谷原章介、大学で日本史教えてるのね。個室があるから助教授くらいか?だもんで、どうにか仲良くなりたい佐々木希は「命の恩人のあたしを助けると思って個人授業してください!」とか何とかめちゃくちゃ強引に押し切ってその個室で日本史の講義を個人的に受け始めるのさ。でも、無駄に歴史に詳しくなるばかりで(いや無駄ってことはないんだが)一向に関係が進展しない(もともと余命いくばくもないことから新たな人間関係構築に超消極的という話ね)ことに業を煮やした佐々木希は、勝手に「じゃあ、歴史のテストで100点取ったらデートしてください!」とハードルを設定すんの。じゃあじゃねえよ。
で、「まあ、取れるんなら(さすがに無理だろ)…」とOK出された瞬間から「キューティー・ブロンド」みたいな、「本人なりのスタイルを守ったままの猛勉強」モンタージュが始まんのね。で、取った点数が(うああイングロリアスバスターズ行ってくる!)

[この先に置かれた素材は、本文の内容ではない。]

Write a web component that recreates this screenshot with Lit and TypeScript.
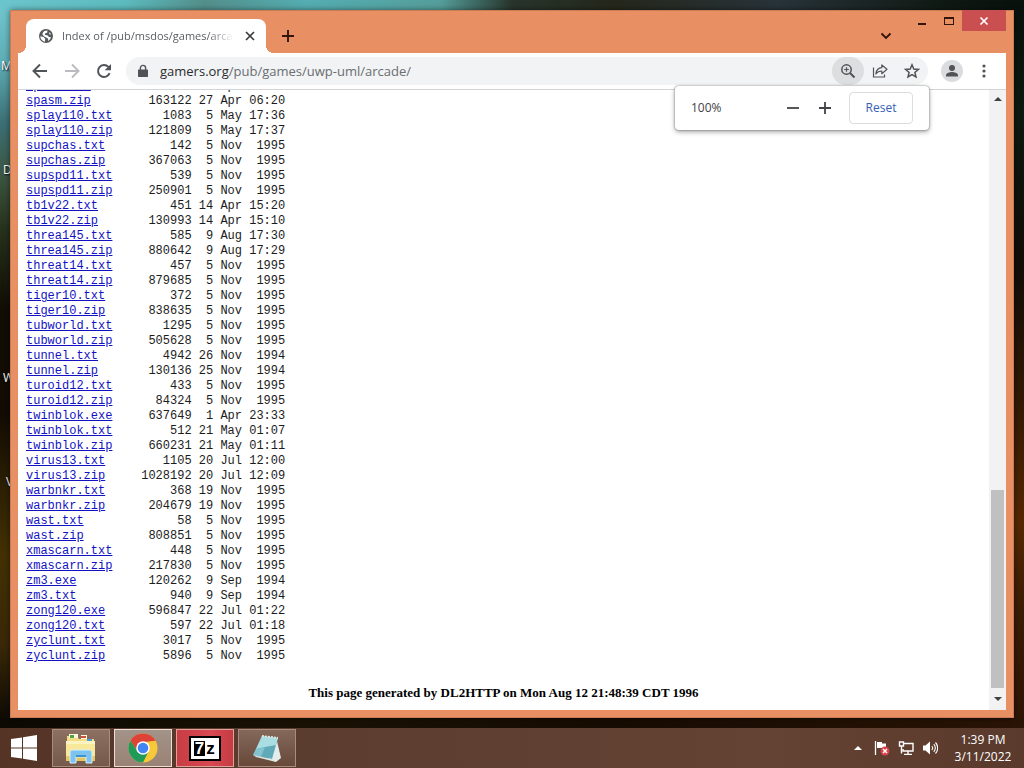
import { LitElement, html, css, svg } from "lit";
import { customElement } from "lit/decorators.js";

type Entry = [name: string, size: number, day: number, month: string, time: string];

const ENTRIES: Entry[] = [
  ["spasm.txt", 1380, 27, "Apr", "06:20"],
  ["spasm.zip", 163122, 27, "Apr", "06:20"],
  ["splay110.txt", 1083, 5, "May", "17:36"],
  ["splay110.zip", 121809, 5, "May", "17:37"],
  ["supchas.txt", 142, 5, "Nov", "1995"],
  ["supchas.zip", 367063, 5, "Nov", "1995"],
  ["supspd11.txt", 539, 5, "Nov", "1995"],
  ["supspd11.zip", 250901, 5, "Nov", "1995"],
  ["tb1v22.txt", 451, 14, "Apr", "15:20"],
  ["tb1v22.zip", 130993, 14, "Apr", "15:10"],
  ["threa145.txt", 585, 9, "Aug", "17:30"],
  ["threa145.zip", 880642, 9, "Aug", "17:29"],
  ["threat14.txt", 457, 5, "Nov", "1995"],
  ["threat14.zip", 879685, 5, "Nov", "1995"],
  ["tiger10.txt", 372, 5, "Nov", "1995"],
  ["tiger10.zip", 838635, 5, "Nov", "1995"],
  ["tubworld.txt", 1295, 5, "Nov", "1995"],
  ["tubworld.zip", 505628, 5, "Nov", "1995"],
  ["tunnel.txt", 4942, 26, "Nov", "1994"],
  ["tunnel.zip", 130136, 25, "Nov", "1994"],
  ["turoid12.txt", 433, 5, "Nov", "1995"],
  ["turoid12.zip", 84324, 5, "Nov", "1995"],
  ["twinblok.exe", 637649, 1, "Apr", "23:33"],
  ["twinblok.txt", 512, 21, "May", "01:07"],
  ["twinblok.zip", 660231, 21, "May", "01:11"],
  ["virus13.txt", 1105, 20, "Jul", "12:00"],
  ["virus13.zip", 1028192, 20, "Jul", "12:09"],
  ["warbnkr.txt", 368, 19, "Nov", "1995"],
  ["warbnkr.zip", 204679, 19, "Nov", "1995"],
  ["wast.txt", 58, 5, "Nov", "1995"],
  ["wast.zip", 808851, 5, "Nov", "1995"],
  ["xmascarn.txt", 448, 5, "Nov", "1995"],
  ["xmascarn.zip", 217830, 5, "Nov", "1995"],
  ["zm3.exe", 120262, 9, "Sep", "1994"],
  ["zm3.txt", 940, 9, "Sep", "1994"],
  ["zong120.exe", 596847, 22, "Jul", "01:22"],
  ["zong120.txt", 597, 22, "Jul", "01:18"],
  ["zyclunt.txt", 3017, 5, "Nov", "1995"],
  ["zyclunt.zip", 5896, 5, "Nov", "1995"],
];

const icon = (size: number, box: string, body: unknown) =>
  html`<svg width=${size} height=${size} viewBox=${box} aria-hidden="true">${body}</svg>`;

const buttonReset = css`
  button {
    appearance: none;
    border: 0;
    margin: 0;
    padding: 0;
    background: none;
    color: inherit;
    font: inherit;
    display: flex;
    align-items: center;
    justify-content: center;
  }
  svg {
    display: block;
    flex: none;
  }
`;

@customElement("tab-strip")
class TabStrip extends LitElement {
  static styles = [
    buttonReset,
    css`
      :host {
        display: flex;
        align-items: flex-end;
        height: 43px;
        padding-left: 8px;
        font: 11px/16px "Open Sans", "Noto Sans", sans-serif;
      }
      .tab {
        position: relative;
        display: flex;
        align-items: center;
        box-sizing: border-box;
        width: 240px;
        height: 34px;
        padding: 0 8px 0 12px;
        background: #fff;
        border-radius: 8px 8px 0 0;
        color: #5b5e62;
      }
      .tab::before,
      .tab::after {
        content: "";
        position: absolute;
        bottom: 0;
        width: 8px;
        height: 8px;
      }
      .tab::before {
        right: 100%;
        background: radial-gradient(circle at 0 0, transparent 8px, #fff 8px);
      }
      .tab::after {
        left: 100%;
        background: radial-gradient(circle at 100% 0, transparent 8px, #fff 8px);
      }
      .title {
        flex: 1;
        margin: 0 8px;
        overflow: hidden;
        white-space: nowrap;
        mask-image: linear-gradient(to right, #000 85%, transparent);
      }
      .close {
        width: 16px;
        height: 16px;
        color: #3c3c3c;
      }
      .new {
        width: 28px;
        height: 34px;
        margin-left: 8px;
        color: #34150b;
      }
      .controls {
        display: flex;
        align-self: flex-start;
        margin-left: auto;
        color: #34150b;
      }
      .search {
        width: 28px;
        height: 28px;
        margin-top: 12px;
        margin-right: 8px;
      }
      .control {
        width: 27px;
        height: 21px;
      }
      .exit {
        width: 44px;
        background: #c94f50;
        color: #fff;
      }
    `,
  ];

  render() {
    return html`
      <div class="tab">
        ${icon(16, "0 0 16 16", svg`<circle cx="8" cy="8" r="7" fill="#55585c"/>
          <path fill="#fff" d="M2.300 8.200 5.600 9.100 7.200 10.800 7 13.700C4.200 13.200 2.300 10.900 2.300 8.200zM6.300 3.100 9.500 2.500 9.200 4.700 7.300 5.300 6.700 6.700 9.700 7.400 11 9.100 12.900 9.300C12.500 10.900 11.500 12.300 10 13L10.200 10.700 8.700 9.700 5.800 8.200 4.400 6.300C4.600 5 5.200 3.900 6.300 3.100zM11.200 4 13.300 6.600 11.300 6.300z"/>`)}
        <span class="title">Index of /pub/msdos/games/arcade/</span>
        <button class="close" aria-label="Close tab">
          ${icon(16, "0 0 16 16", svg`<path d="m4 4 8 8m0-8-8 8" stroke="currentColor" stroke-width="1.700"/>`)}
        </button>
      </div>
      <button class="new" aria-label="New tab">
        ${icon(14, "0 0 14 14", svg`<path d="M7 1v12M1 7h12" stroke="currentColor" stroke-width="1.900"/>`)}
      </button>
      <div class="controls">
        <button class="search" aria-label="Search tabs">
          ${icon(12, "0 0 12 12", svg`<path d="m1.500 3.500 4.500 4.500 4.500-4.500" fill="none" stroke="currentColor" stroke-width="1.900"/>`)}
        </button>
        <button class="control" aria-label="Minimize">
          ${icon(12, "0 0 12 12", svg`<path d="M2 8h8v2H2z" fill="currentColor"/>`)}
        </button>
        <button class="control" aria-label="Maximize">
          ${icon(12, "0 0 12 12", svg`<path d="M1 2h10v8H1zm1 2v5h8V4z" fill="currentColor" fill-rule="evenodd"/>`)}
        </button>
        <button class="control exit" aria-label="Close window">
          ${icon(10, "0 0 10 10", svg`<path d="m1.500 1.500 7 7m0-7-7 7" stroke="currentColor" stroke-width="1.700"/>`)}
        </button>
      </div>
    `;
  }
}

@customElement("tool-bar")
class ToolBar extends LitElement {
  static styles = [
    buttonReset,
    css`
      :host {
        position: relative;
        z-index: 1;
        display: flex;
        align-items: center;
        height: 36px;
        padding: 0 6px;
        background: #fff;
        border-bottom: 1px solid #d3d4d7;
        color: #505357;
        font: 12px/16px "Open Sans", "Noto Sans", sans-serif;
      }
      .nav {
        width: 32px;
        height: 32px;
      }
      .nav.off {
        color: #babcbf;
      }
      .omnibox {
        flex: 1;
        display: flex;
        align-items: center;
        height: 28px;
        margin: 0 8px 0 6px;
        padding-left: 10px;
        border-radius: 14px;
        background: #f1f3f4;
        overflow: hidden;
      }
      .address {
        flex: 1;
        min-width: 0;
        margin-left: 10px;
        font: 13px/20px "Open Sans", "Noto Sans", sans-serif;
        color: #6a6d71;
      }
      .host {
        color: #2a2c2f;
      }
      .action {
        width: 32px;
        height: 28px;
        border-radius: 14px;
      }
      .action.open {
        background: #dcdedf;
      }
      .avatar {
        width: 22px;
        height: 22px;
        margin: 0 5px;
        border-radius: 50%;
        background: #dadce0;
      }
      .bubble {
        position: absolute;
        top: 33px;
        right: 77px;
        box-sizing: border-box;
        display: flex;
        align-items: center;
        width: 254px;
        height: 44px;
        padding: 0 16px;
        background: #fff;
        border-radius: 4px;
        box-shadow: 0 0 2px rgba(0, 0, 0, 0.5), 0 2px 5px rgba(0, 0, 0, 0.35);
        color: #414346;
      }
      .level {
        flex: 1;
      }
      .step {
        width: 32px;
        height: 32px;
      }
      .bubble .reset {
        box-sizing: border-box;
        width: 64px;
        height: 32px;
        margin-left: 8px;
        border: 1px solid #dadce0;
        border-radius: 4px;
        color: #3561b5;
      }
    `,
  ];

  render() {
    return html`
      <button class="nav" aria-label="Back">
        ${icon(16, "0 0 16 16", svg`<path d="M15 8H2m6-6.500L1.500 8 8 14.500" fill="none" stroke="currentColor" stroke-width="1.900"/>`)}
      </button>
      <button class="nav off" aria-label="Forward" disabled>
        ${icon(16, "0 0 16 16", svg`<path d="M1 8h13M8 1.500 14.500 8 8 14.500" fill="none" stroke="currentColor" stroke-width="1.900"/>`)}
      </button>
      <button class="nav" aria-label="Reload">
        ${icon(16, "0 0 16 16", svg`<path d="M13.600 10.200A6 6 0 1 1 12.400 3.900L14 5.500" fill="none" stroke="currentColor" stroke-width="2"/><path d="M15 1v6.300H8.700z" fill="currentColor"/>`)}
      </button>
      <div class="omnibox">
        ${icon(14, "0 0 14 14", svg`<path d="M3 5.500h8c.6 0 1 .4 1 1V12c0 .6-.4 1-1 1H3c-.6 0-1-.4-1-1V6.500c0-.6.400-1 1-1z" fill="currentColor"/><path d="M4.400 6V4a2.600 2.600 0 0 1 5.200 0v2" fill="none" stroke="currentColor" stroke-width="1.400"/>`)}
        <span class="address"><span class="host">gamers.org</span>/pub/games/uwp-uml/arcade/</span>
        <button class="action open" aria-label="Zoom">
          ${icon(16, "0 0 16 16", svg`<circle cx="6.500" cy="6.500" r="4.700" fill="none" stroke="currentColor" stroke-width="1.500"/><path d="m10 10 4.500 4.500" stroke="currentColor" stroke-width="2"/><path d="M6.500 4.200v4.600M4.200 6.500h4.600" stroke="currentColor" stroke-width="1.200"/>`)}
        </button>
        <button class="action" aria-label="Share">
          ${icon(16, "0 0 16 16", svg`<path d="M1.500 4.500v9.500h11v-2.500" fill="none" stroke="currentColor" stroke-width="1.200"/><path d="M9.800 2v2.700C6 5 4.200 7.400 3.800 11c1.600-2.200 3.200-3 6-3v2.700L15 6.300z" fill="none" stroke="currentColor" stroke-width="1.200" stroke-linejoin="round"/>`)}
        </button>
        <button class="action" aria-label="Bookmark">
          ${icon(16, "0 0 16 16", svg`<path d="m8 1.800 1.800 4.200 4.600.4-3.500 3 1.100 4.500L8 11.500l-4 2.400 1.100-4.500-3.500-3 4.600-.4z" fill="none" stroke="currentColor" stroke-width="1.500"/>`)}
        </button>
      </div>
      <button class="avatar" aria-label="Profile">
        ${icon(16, "0 0 16 16", svg`<circle cx="8" cy="5" r="3" fill="currentColor"/><path d="M2 13.500v-1.300c0-2 3.800-3.200 6-3.200s6 1.200 6 3.200v1.300z" fill="currentColor"/>`)}
      </button>
      <button class="nav" aria-label="Menu">
        ${icon(16, "0 0 16 16", svg`<circle cx="8" cy="3" r="1.600" fill="currentColor"/><circle cx="8" cy="8" r="1.600" fill="currentColor"/><circle cx="8" cy="13" r="1.600" fill="currentColor"/>`)}
      </button>
      <div class="bubble">
        <span class="level">100%</span>
        <button class="step" aria-label="Zoom out">
          ${icon(14, "0 0 14 14", svg`<path d="M1 7h12" stroke="currentColor" stroke-width="1.800"/>`)}
        </button>
        <button class="step" aria-label="Zoom in">
          ${icon(14, "0 0 14 14", svg`<path d="M1 7h12M7 1v12" stroke="currentColor" stroke-width="1.800"/>`)}
        </button>
        <button class="reset">Reset</button>
      </div>
    `;
  }
}

@customElement("file-index")
class FileIndex extends LitElement {
  static styles = css`
    :host {
      flex: 1;
      min-height: 0;
      display: flex;
      background: #fff;
    }
    .page {
      flex: 1;
      min-width: 0;
      display: flex;
      flex-direction: column;
      justify-content: flex-end;
      padding: 0 8px 9px;
      overflow: hidden;
    }
    .listing {
      align-self: flex-start;
      flex: none;
      border-collapse: collapse;
      font: 12px/15px "Liberation Mono", monospace;
      color: #1c1c1c;
    }
    td {
      padding: 0;
      height: 15px;
      text-align: right;
      white-space: nowrap;
    }
    td.name {
      width: 14ch;
      text-align: left;
    }
    td.size {
      width: 9ch;
    }
    td.day {
      width: 3ch;
    }
    td.month {
      width: 4ch;
    }
    td.time {
      width: 6ch;
    }
    .name a {
      color: #1212c4;
    }
    .credit {
      flex: none;
      margin: 21px 0 0;
      text-align: center;
      font: bold 13px/16px "Liberation Serif", serif;
      color: #000;
    }
    .scrollbar {
      display: grid;
      grid-template-rows: 17px 383fr 198fr 22px;
      justify-items: center;
      align-items: center;
      width: 17px;
      background: #f2f2f3;
    }
    .thumb {
      grid-row: 3;
      width: 13px;
      height: 100%;
      background: #c0c0c1;
    }
    .arrow {
      border: 4px solid transparent;
    }
    .up {
      border-top: 0;
      border-bottom-color: #404040;
    }
    .down {
      grid-row: 4;
      border-bottom: 0;
      border-top-color: #404040;
    }
  `;

  render() {
    return html`
      <div class="page">
        <table class="listing">
          <tbody>
            ${ENTRIES.map(
              ([name, size, day, month, time]) => html`<tr>
                <td class="name"><a href="#${name}">${name}</a></td>
                <td class="size">${size}</td>
                <td class="day">${day}</td>
                <td class="month">${month}</td>
                <td class="time">${time}</td>
              </tr>`
            )}
          </tbody>
        </table>
        <p class="credit">This page generated by DL2HTTP on Mon Aug 12 21:48:39 CDT 1996</p>
      </div>
      <div class="scrollbar" aria-hidden="true">
        <span class="arrow up"></span>
        <span class="thumb"></span>
        <span class="arrow down"></span>
      </div>
    `;
  }
}

const explorerIcon = icon(32, "0 0 32 32", svg`
  <path d="M2 4h10l2 3h15v22H2z" fill="#f2dc86"/>
  <path d="M4 2h9v4H4zM16 3h6v4h-6z" fill="#fff8d8"/>
  <path d="M5 3h4v3H5z" fill="#4fa64a"/><path d="M16 4h5v2h-5z" fill="#c9553c"/><path d="M22 7h5v2h-5z" fill="#4aa3d8"/>
  <path d="M1 9h29v20H1z" fill="#f7e89a"/><path d="M1 9h29v3H1z" fill="#fbf3c0"/><path d="M1 24h29v5H1z" fill="#e6c662"/>
  <path d="M5 31V21c0-2 1-3 3-3h16c2 0 3 1 3 3v10h-6v-6H11v6z" fill="#7cc3ee" stroke="#d7effb"/>
  <path d="M11 23h10v2H11z" fill="#3d93cf"/>`);

const chromeIcon = icon(30, "0 0 30 30", svg`
  <circle cx="15" cy="15" r="14.500" fill="#f7c837"/>
  <path d="M2.440 7.750A14.500 14.500 0 0 1 27.560 7.750L15 8.500 9.370 18.250z" fill="#dd4437"/>
  <path d="M27.560 7.750H15V9z" fill="#dd4437"/>
  <path d="M2.440 7.750A14.500 14.500 0 0 0 15 29.500L20.630 18.250 9.370 18.250z" fill="#1e9a59"/>
  <circle cx="15" cy="15" r="6.800" fill="#fff"/><circle cx="15" cy="15" r="5.300" fill="#4285f4"/>`);

const notepadIcon = icon(32, "0 0 32 32", svg`
  <path d="M25 5 30 26 25 30 18 27z" fill="#e3eeec"/>
  <path d="M11 4 27 6 21 27 2 23z" fill="#5fa9b8"/>
  <path d="M11 4 27 6 25 13 14 15 5 17z" fill="#a9dde2"/>
  <path d="M5 17 14 15 10 25 2 23z" fill="#83c3cd"/>
  <path d="M2 23 21 27 25 30 5 25z" fill="#dbe7e5"/>
  <path d="M11 4 27 6" stroke="#dfe3e2" stroke-width="2" stroke-dasharray="2 1"/>`);

@customElement("task-bar")
class TaskBar extends LitElement {
  static styles = [
    buttonReset,
    css`
      :host {
        display: flex;
        align-items: center;
        height: 40px;
        background: linear-gradient(to right, #553426, #5b3d30 30%, #644234 75%, #5a3a2c);
        color: #fff;
        font: 12px/17px "Open Sans", "Noto Sans", sans-serif;
      }
      .start {
        width: 48px;
        height: 40px;
      }
      .apps {
        display: flex;
        gap: 4px;
        margin-left: 4px;
      }
      .app {
        box-sizing: border-box;
        width: 58px;
        height: 38px;
        border: 1px solid #a78d80;
        background: linear-gradient(#8c7062, #755a4b);
      }
      .app.active {
        border-color: #e9dfd8;
        background: linear-gradient(#a39388, #9a8275);
      }
      .app.alert {
        border-color: #e2a09a;
        background: linear-gradient(to right, #c83c44, #d84952 60%, #c63b43);
      }
      .app.quiet {
        background: linear-gradient(#84695b, #674839);
      }
      .seven {
        box-sizing: border-box;
        display: flex;
        width: 32px;
        height: 25px;
        padding: 3px;
        border: 2px solid #000;
        background: #fff;
        font: bold 17px/16px "Liberation Sans", sans-serif;
      }
      .seven span {
        flex: 1;
        text-align: center;
        color: #000;
      }
      .seven span:first-child {
        background: #000;
        color: #fff;
      }
      .tray {
        display: flex;
        align-items: center;
        margin-left: auto;
      }
      .item {
        width: 24px;
        height: 24px;
      }
      .clock {
        display: block;
        width: 82px;
        text-align: center;
      }
      .clock time {
        display: block;
      }
    `,
  ];

  render() {
    return html`
      <button class="start" aria-label="Start">
        ${icon(26, "0 0 26 26", svg`<path d="M0 4 11 2.500v10H0zM12 2.300 26 0v12.500H12zM0 13.500h11v10L0 22zM12 13.500h14V26l-14-2.300z" fill="#fff"/>`)}
      </button>
      <div class="apps">
        <button class="app" aria-label="File Explorer">${explorerIcon}</button>
        <button class="app active" aria-label="Chrome">${chromeIcon}</button>
        <button class="app alert" aria-label="7-Zip"><span class="seven"><span>7</span><span>z</span></span></button>
        <button class="app quiet" aria-label="Notepad">${notepadIcon}</button>
      </div>
      <div class="tray">
        <button class="item" aria-label="Show hidden icons">${icon(8, "0 0 8 8", svg`<path d="m4 2 4 4H0z" fill="#fff"/>`)}</button>
        <button class="item" aria-label="Action Center">
          ${icon(16, "0 0 16 16", svg`<path d="M1.500 1v14" stroke="#fff" stroke-width="1.300"/><path d="M3 2h5v1.500h4V9H8V8H3z" fill="#fff"/><circle cx="11" cy="11" r="4.500" fill="#d8404a"/><path d="m9 9 4 4m0-4-4 4" stroke="#fff" stroke-width="1.500"/>`)}
        </button>
        <button class="item" aria-label="Network">
          ${icon(16, "0 0 16 16", svg`<path d="M6 3.500h9v7.500H5V9M10 11v3M6 14.400h8" fill="none" stroke="#fff" stroke-width="1.400"/><path d="M1.500 2h4v4h-4zM3.500 6v7.500" fill="none" stroke="#fff" stroke-width="1.400"/>`)}
        </button>
        <button class="item" aria-label="Volume">
          ${icon(16, "0 0 16 16", svg`<path d="M1 5.500h2.500L8 1.500v13l-4.500-4H1z" fill="#fff"/><path d="M9.800 6a3 3 0 0 1 0 4M11.800 4.200a5.500 5.500 0 0 1 0 7.600M13.500 2.500a8 8 0 0 1 0 11" fill="none" stroke="#fff" stroke-width="1.100"/>`)}
        </button>
        <button class="clock"><time>1:39 PM</time><time>3/11/2022</time></button>
      </div>
    `;
  }
}

@customElement("app-root")
class AppRoot extends LitElement {
  static styles = css`
    :host {
      position: relative;
      display: flex;
      flex-direction: column;
      height: 100vh;
      overflow: hidden;
      background:
        linear-gradient(to right, #6cc5cc, #5dbcc0 12%, #538f8b 20%, #55aeb3 30%, #559e9b 43%, #28352c 50%, #25271b 60%, #28333a 76%, #101a14 92%, #08110c) top / 100% 10px no-repeat,
        linear-gradient(to right, #0d0a04, #1a1204 30%, #170c03 60%, #2a1405) bottom / 100% 50px no-repeat,
        linear-gradient(#73c8d0, #5faeb6 8%, #3c7076 16%, #3c5540 23%, #26311b 30%, #120e04 40%, #130c02 54%, #433104 72%, #3a2808 84%, #0d0a04 94%) left / 50% 100% no-repeat,
        linear-gradient(#08110c, #0c1a10 15%, #130d06 35%, #331904 52%, #552802 68%, #3b1c05 80%, #2a1105) right / 50% 100% no-repeat;
      font-family: "Open Sans", "Noto Sans", sans-serif;
    }
    .label {
      position: absolute;
      color: #fff;
      font-size: 12px;
      line-height: 16px;
      text-shadow: 1px 1px 2px #000;
    }
    .m {
      top: 58px;
      left: 1px;
    }
    .d {
      top: 162px;
      left: 3px;
    }
    .w {
      top: 370px;
      left: 3px;
    }
    .v {
      top: 474px;
      left: 6px;
    }
    .window {
      position: relative;
      flex: 1;
      min-height: 0;
      display: flex;
      flex-direction: column;
      margin: 10px;
      padding: 0 8px 8px;
      background: #e88f63;
      box-shadow: inset 0 0 0 1px #c97b54, 0 0 6px rgba(0, 0, 0, 0.5);
    }
  `;

  render() {
    return html`
      <span class="label m">M</span>
      <span class="label d">D</span>
      <span class="label w">W</span>
      <span class="label v">V</span>
      <main class="window">
        <tab-strip></tab-strip>
        <tool-bar></tool-bar>
        <file-index></file-index>
      </main>
      <task-bar></task-bar>
    `;
  }
}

で、取った点数が99点。1点マイナスなのはなぜかといえば「次の武将のうち長篠の戦いで織田軍に加勢したのは誰か」という選択問題で、明智光秀を選んだから。「ふむふむ」と谷原章介は言い「しかし最近の研究では、明智光秀は織田軍に加勢したという見方が有力なんだ」と続け「…だからこの問題、僕が試験官だったら正解だな」と100点に書き直す。
「ええっ!てことは?!」「…ああ、よくがんばったな」
「やったーーーーー!!…あ、でも先生もあたしとデートしたかったりして!」「ば、ばか、自分はただ、ひとりの研究者として…」
とまあそんなこんなで待ち合わせはふたたびチネチッタ角の花屋。
佐「どこ行く?」谷「どこでもいいよ、リオ(役名)の行きたいところで。買い物でも何でも」佐「えー、いいよ、先生の行きたいところで!」谷「…」
次のカットで二人は舗装されてないどこぞの田舎の道にいる。谷原章介は小さな塚の前でしゃがみ込んでいる。
佐「…は?」
谷「おおおこれは○○○(忘れた)の首塚!!!この横の文字!…そうかあ!」
一人で燃える谷原章介。そう、デートコースをまかせたら歴史散歩になってしまったのだ。
お土産屋で買った兜をかぶって森を進む二人。不思議な絵面だ。なんだこれ?どこに向かうの?いや、この映画自体も。